Scientific classification
- Kingdom: Animalia
- Phylum: Arthropoda
- Subphylum: Chelicerata
- Class: Arachnida
- Order: Araneae
- Infraorder: Araneomorphae
- Family: Lycosidae
- Genus: Sosippus
- Species: S. placidus
- Binomial name: Sosippus placidus Brady, 1972
- Synonyms: Sosippus mimus (misidentified)

= Lake Placid funnel wolf spider =

- Authority: Brady, 1972
- Conservation status: VU
- Synonyms: Sosippus mimus (misidentified)

Species of spider

The Lake Placid funnel wolf spider (Sosippus placidus) is a species of spider in the family Lycosidae.

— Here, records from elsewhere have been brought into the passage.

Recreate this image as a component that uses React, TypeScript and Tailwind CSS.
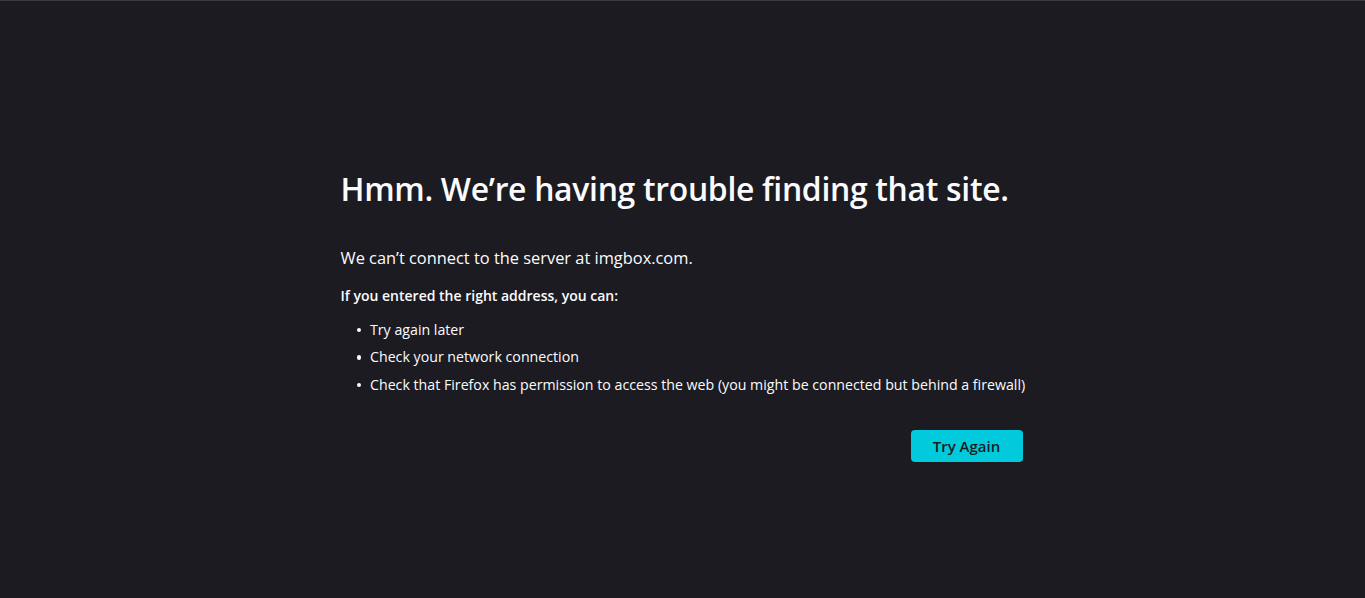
import { FC } from "react";

const items = [
  "Try again later",
  "Check your network connection",
  "Check that Firefox has permission to access the web (you might be connected but behind a firewall)",
];

const App: FC = () => {
  return (
    <div className="min-h-screen bg-[#1c1b22] border-t border-[#3b3a42] text-[#fbfbfe] font-['Open_Sans',sans-serif]">
      <div className="mx-auto w-[684px] pt-[164px]">
        <h1 className="whitespace-nowrap text-[31.9px] font-semibold leading-[48px] tracking-[-0.3px]">
          Hmm. We’re having trouble finding that site.
        </h1>
        <p className="mt-[33px] text-[16.4px] leading-[24px]">We can’t connect to the server at imgbox.com.</p>
        <p className="mt-[16px] text-[14px] font-semibold leading-[20px]">If you entered the right address, you can:</p>
        <ul className="mt-[10px] pl-[16px] text-[14.2px] leading-[20px]">
          {items.map((t) => (
            <li key={t} className="flex items-center gap-[9px] py-[3.75px] whitespace-nowrap">
              <span className="w-[4.5px] h-[4.5px] rounded-full bg-[#fbfbfe] shrink-0" />
              {t}
            </li>
          ))}
        </ul>
        <div className="mt-[31.5px] flex justify-end pr-[2px]">
          <button className="w-[112px] h-[32px] rounded-[4px] bg-[#00cadb] text-[#1c1b22] text-[15px] font-semibold">
            Try Again
          </button>
        </div>
      </div>
    </div>
  );
};

export default App;
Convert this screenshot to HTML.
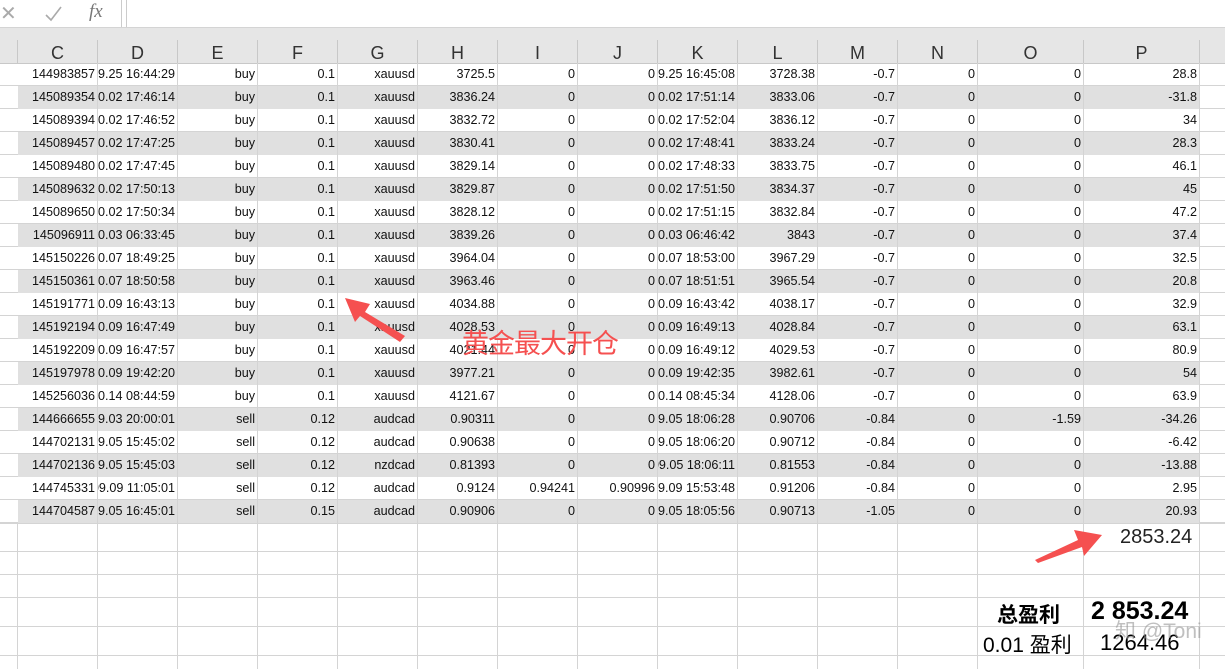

It is endemic to Florida scrub habitats in Highlands County, Florida, United States. Their limited distribution appears to be similar to that of several other notable Florida scrub arthropods.

==Conservation==
The species is threatened by its restricted habitat requirements, further enhanced by its status as a gap specialist, requiring open-canopy sandy exposures which can become vanishingly rare as a result of fire-suppression and land mismanagement. It also seems to have limited dispersal abilities, so extirpations are unlikely to be reversed without human-assisted reintroductions.